The brain’s brand room

The brain also processes how it interacts with brands differently, according to Shazia Ginai, chief executive of Neuro-Insight.

“We use the analogy of a brand room,” she says. “For every brand you interact with, there will be a ‘room’ created in your brain for that brand. Your experiences in the offline world with that brand, whether TV, direct mail or retail, help furnish that room. If you have a bad experience with a brand, you get a badly furnished room.

“With digital, the way information is fed to you, it is usually in a situation where advertising is not the primary context. That doesn’t furnish the brand room, it turns the light on in that room. Those rooms sit in darkness until someone switches the light on.”

A customer-driven digital transformation has to recognise the difference and brands will have to do more to make sure the room is furnished before the light is switched on.

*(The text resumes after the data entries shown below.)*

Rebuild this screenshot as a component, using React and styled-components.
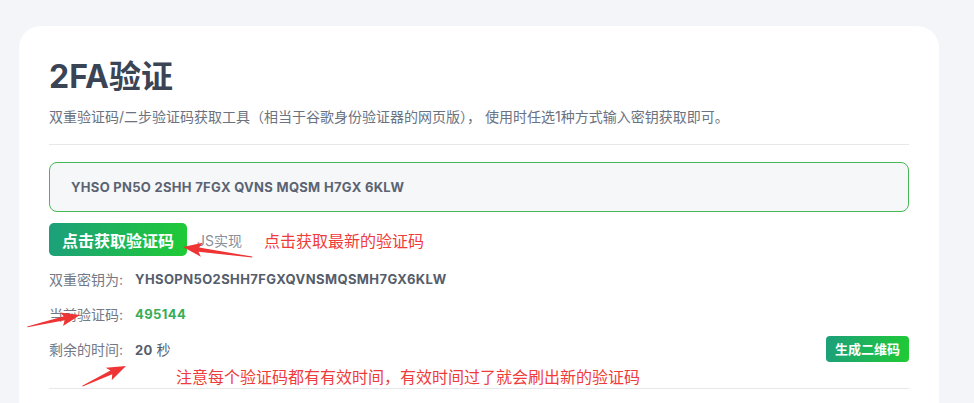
import React from 'react';
import styled, { createGlobalStyle } from 'styled-components';

const GlobalStyle = createGlobalStyle`
  body {
    margin: 0;
    background: #f4f5f9;
    font-family: Inter, "Noto Sans CJK SC", sans-serif;
  }
`;

const Page = styled.div`
  padding: 26px 0 0 19px;
  height: 377px;
  overflow: hidden;
`;

const Card = styled.div`
  position: relative;
  width: 860px;
  padding: 26px 30px 40px;
  background: #fff;
  border-radius: 22px 22px 0 0;
`;

const Title = styled.h1`
  margin: 0;
  font-size: 32px;
  line-height: 50px;
  font-weight: 700;
  color: #3a4454;
`;

const Desc = styled.p`
  margin: 4px 0 0;
  font-size: 14px;
  line-height: 22px;
  color: #6b7280;
`;

const Divider = styled.div`
  height: 1px;
  background: #e6e8ea;
  margin-top: ${p => p.top || 0}px;
`;

const KeyBox = styled.div`
  margin-top: 17px;
  height: 48px;
  display: flex;
  align-items: center;
  padding: 0 21px;
  border: 1px solid #45b855;
  border-radius: 8px;
  background: #f6f7f9;
  font-size: 13px;
  font-weight: 700;
  color: #5b6372;
  letter-spacing: 0.3px;
`;

const ActionRow = styled.div`
  margin-top: 11px;
  display: flex;
  align-items: center;
  height: 33px;
`;

const GreenButton = styled.button`
  border: none;
  border-radius: ${p => (p.small ? 4 : 5)}px;
  background: linear-gradient(100deg, #1c9f7c, #1fcb34);
  color: #fff;
  font-family: inherit;
  font-weight: 700;
  font-size: ${p => (p.small ? 13 : 16)}px;
  height: ${p => (p.small ? 26 : 33)}px;
  padding: 0 ${p => (p.small ? 9 : 13)}px;
  margin-left: ${p => (p.small ? 'auto' : '0')};
  cursor: pointer;
`;

const JsLink = styled.span`
  margin-left: 10px;
  font-size: 14px;
  color: #8a909a;
`;

const Note = styled.span`
  margin-left: ${p => p.indent || 0}px;
  font-size: 16px;
  color: #f03b3b;
`;

const NoteLine = styled.div`
  padding-left: 127px;
  height: 20px;
  display: flex;
  align-items: center;
`;

const InfoRow = styled.div`
  display: flex;
  align-items: center;
  height: 35px;
  margin-top: ${p => p.top || 0}px;
`;

const Label = styled.span`
  width: 86px;
  font-size: 14px;
  color: #737a86;
`;

const Value = styled.span`
  font-size: 13px;
  font-weight: 700;
  color: ${p => (p.green ? '#38ad57' : '#555d6b')};
  letter-spacing: ${p => (p.wide ? '0.4px' : '0.3px')};
`;

const Unit = styled.span`
  margin-left: 4px;
  font-weight: 400;
  font-size: 14px;
`;

const ArrowSvg = styled.svg`
  position: absolute;
  left: ${p => p.x}px;
  top: ${p => p.y - 8}px;
  transform-origin: 0 8px;
  transform: rotate(${p => p.angle}deg);
  overflow: visible;
`;

const Arrow = ({ x, y, len, angle }) => (
  <ArrowSvg x={x} y={y} angle={angle} width={len} height="16" viewBox={`0 0 ${len} 16`}>
    <polygon
      points={`0,8 19,1 16,6.2 ${len},7.6 ${len},8.6 16,10.4 19,15`}
      fill="#ee3434"
    />
  </ArrowSvg>
);

export default function App() {
  return (
    <Page>
      <GlobalStyle />
      <Card>
        <Title>2FA验证</Title>
        <Desc>双重验证码/二步验证码获取工具（相当于谷歌身份验证器的网页版）， 使用时任选1种方式输入密钥获取即可。</Desc>
        <Divider top={16} />
        <KeyBox>YHSO PN5O 2SHH 7FGX QVNS MQSM H7GX 6KLW</KeyBox>
        <ActionRow>
          <GreenButton>点击获取验证码</GreenButton>
          <JsLink>JS实现</JsLink>
          <Note indent={22}>点击获取最新的验证码</Note>
        </ActionRow>
        <InfoRow top={5}>
          <Label>双重密钥为:</Label>
          <Value wide>YHSOPN5O2SHH7FGXQVNSMQSMH7GX6KLW</Value>
        </InfoRow>
        <InfoRow>
          <Label>当前验证码:</Label>
          <Value green wide>495144</Value>
        </InfoRow>
        <InfoRow>
          <Label>剩余的时间:</Label>
          <Value>20<Unit>秒</Unit></Value>
          <GreenButton small>生成二维码</GreenButton>
        </InfoRow>
        <NoteLine>
          <Note>注意每个验证码都有有效时间，有效时间过了就会刷出新的验证码</Note>
        </NoteLine>
        <Divider top={2} />
        <Arrow x={164} y={221} len={70} angle={8.2} />
        <Arrow x={61} y={289} len={54} angle={167.2} />
        <Arrow x={107} y={340} len={48} angle={155.1} />
      </Card>
    </Page>
  );
}
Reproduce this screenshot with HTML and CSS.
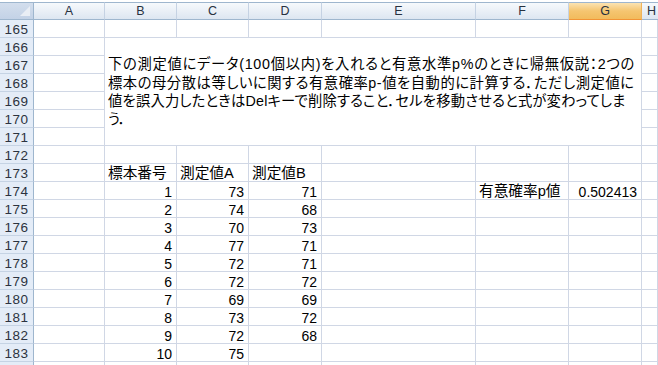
FILE: index.html
```html
<!DOCTYPE html>
<html>
<head>
    <title>Book1 - 有意確率p値</title>
    <link rel="stylesheet" href="styles.css">
</head>
<body>
    <div class="sheet">
        <div class="corner"></div>
        <div class="ch">A</div><div class="ch">B</div><div class="ch">C</div><div class="ch">D</div>
        <div class="ch">E</div><div class="ch">F</div><div class="ch sel">G</div><div class="ch last">H</div>

        <div class="rh">165</div><div class="c"></div><div class="c"></div><div class="c"></div><div class="c"></div><div class="c"></div><div class="c"></div><div class="c"></div><div class="c"></div>
        <div class="rh">166</div><div class="c"></div>
        <div class="note">
            <span class="line l1">下の測定値にデータ(100個以内)を入れると有意水準p%のときに帰無仮説：2つの</span>
            <span class="line l2">標本の母分散は等しいに関する有意確率p-値を自動的に計算する．ただし測定値に</span>
            <span class="line l3">値を誤入力したときはDelキーで削除すること．セルを移動させると式が変わってしま</span>
            <span class="line">う．</span>
        </div>
        <div class="c"></div>
        <div class="rh">167</div><div class="c"></div><div class="c"></div>
        <div class="rh">168</div><div class="c"></div><div class="c"></div>
        <div class="rh">169</div><div class="c"></div><div class="c"></div>
        <div class="rh">170</div><div class="c"></div><div class="c"></div>
        <div class="rh">171</div><div class="c"></div><div class="c"></div>
        <div class="rh">172</div><div class="c"></div><div class="c"></div><div class="c"></div><div class="c"></div><div class="c"></div><div class="c"></div><div class="c"></div><div class="c"></div>
        <div class="rh">173</div><div class="c"></div><div class="c">標本番号</div><div class="c">測定値A</div><div class="c">測定値B</div><div class="c"></div><div class="c"></div><div class="c"></div><div class="c"></div>
        <div class="rh">174</div><div class="c"></div><div class="c n">1</div><div class="c n">73</div><div class="c n">71</div><div class="c"></div><div class="c">有意確率p値</div><div class="c n">0.502413</div><div class="c"></div>
        <div class="rh">175</div><div class="c"></div><div class="c n">2</div><div class="c n">74</div><div class="c n">68</div><div class="c"></div><div class="c"></div><div class="c"></div><div class="c"></div>
        <div class="rh">176</div><div class="c"></div><div class="c n">3</div><div class="c n">70</div><div class="c n">73</div><div class="c"></div><div class="c"></div><div class="c"></div><div class="c"></div>
        <div class="rh">177</div><div class="c"></div><div class="c n">4</div><div class="c n">77</div><div class="c n">71</div><div class="c"></div><div class="c"></div><div class="c"></div><div class="c"></div>
        <div class="rh">178</div><div class="c"></div><div class="c n">5</div><div class="c n">72</div><div class="c n">71</div><div class="c"></div><div class="c"></div><div class="c"></div><div class="c"></div>
        <div class="rh">179</div><div class="c"></div><div class="c n">6</div><div class="c n">72</div><div class="c n">72</div><div class="c"></div><div class="c"></div><div class="c"></div><div class="c"></div>
        <div class="rh">180</div><div class="c"></div><div class="c n">7</div><div class="c n">69</div><div class="c n">69</div><div class="c"></div><div class="c"></div><div class="c"></div><div class="c"></div>
        <div class="rh">181</div><div class="c"></div><div class="c n">8</div><div class="c n">73</div><div class="c n">72</div><div class="c"></div><div class="c"></div><div class="c"></div><div class="c"></div>
        <div class="rh">182</div><div class="c"></div><div class="c n">9</div><div class="c n">72</div><div class="c n">68</div><div class="c"></div><div class="c"></div><div class="c"></div><div class="c"></div>
        <div class="rh">183</div><div class="c"></div><div class="c n">10</div><div class="c n">75</div><div class="c"></div><div class="c"></div><div class="c"></div><div class="c"></div><div class="c"></div>
        <div class="rh"></div><div class="c"></div><div class="c"></div><div class="c"></div><div class="c"></div><div class="c"></div><div class="c"></div><div class="c"></div><div class="c"></div>
    </div>
</body>
</html>
```

FILE: styles.css
```css
body {
    margin: 0;
    padding: 0;
    background-color: #ffffff;
    font-family: "Liberation Sans", "Noto Sans CJK JP", sans-serif;
    font-size: 14.67px;
    font-feature-settings: "palt";
    color: #000;
    overflow: hidden;
}
.sheet {
    display: grid;
    grid-template-columns: 34px 71px 72px 72px 73px 154px 93px 73px 1fr;
    grid-template-rows: 18px;
    grid-auto-rows: 18px;
    padding-top: 2px;
    height: 363px;
    overflow: hidden;
}
.corner {
    background: linear-gradient(#d3deed, #c3d2e6);
    border-top: 1px solid #9eb6ce;
    border-right: 1px solid #9eb6ce;
    border-bottom: 1px solid #9eb6ce;
    position: relative;
}
.corner::after {
    content: "";
    position: absolute;
    right: 3px;
    bottom: 3px;
    border-style: solid;
    border-width: 0 0 10px 10px;
    border-color: transparent transparent #e9eef5 transparent;
}
.ch {
    background: linear-gradient(#f6f9fc, #dde6f1);
    border-top: 1px solid #9eb6ce;
    border-right: 1px solid #c5d2e3;
    border-bottom: 1px solid #9eb6ce;
    text-align: center;
    padding-top: 2px;
    line-height: 13px;
    color: #27313f;
    font-size: 12.5px;
}
.ch.sel {
    background: linear-gradient(#fbe3b2, #f5c570 50%, #f2bb5c);
    border-bottom-color: #f29436;
    border-right-color: #f0b35a;
}
.ch.last {
    border-right: none;
    text-align: left;
    padding-left: 5px;
}
.rh {
    background-color: #e4ecf7;
    border-right: 1px solid #9eb6ce;
    border-bottom: 1px solid #c5d3e4;
    text-align: center;
    padding-top: 3px;
    line-height: 14px;
    color: #2c3340;
    font-size: 13.5px;
    letter-spacing: 0.5px;
}
.c {
    border-right: 1px solid #d0d7e5;
    border-bottom: 1px solid #d0d7e5;
    padding: 2px 3px 0;
    line-height: 15px;
    white-space: nowrap;
}
.c.n {
    text-align: right;
    padding-top: 3px;
    padding-right: 4px;
    font-size: 14px;
    line-height: 14px;
}
.note {
    grid-column: span 6;
    grid-row: span 6;
    border-right: 1px solid #d0d7e5;
    border-bottom: 1px solid #d0d7e5;
    padding: 1px 3px 0;
    display: flex;
    flex-direction: column;
    justify-content: center;
    line-height: 18.3px;
    white-space: nowrap;
    font-size: 14.3px;
}
.note .l1 {
    letter-spacing: 0.72px;
}
.note .l2 {
    letter-spacing: 0.55px;
}
.note .l3 {
    letter-spacing: 0.2px;
}
```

Looking ahead, applied neuroscience could lead to better personalisation, which is a goal of customer-driven digital transformation.

“You go to YouTube, watch a video and then the next recommendation is three more of the same thing,” says Thomas Z. Ramsøy of Neurons Inc.

What Dr Ramsøy potentially sees is a future when sentiment is monitored in real time and what you are offered is customised. He concludes: “There might be a natural limit. You can’t ask people to do a brain scan in their everyday life and then there is GDPR [data protection].”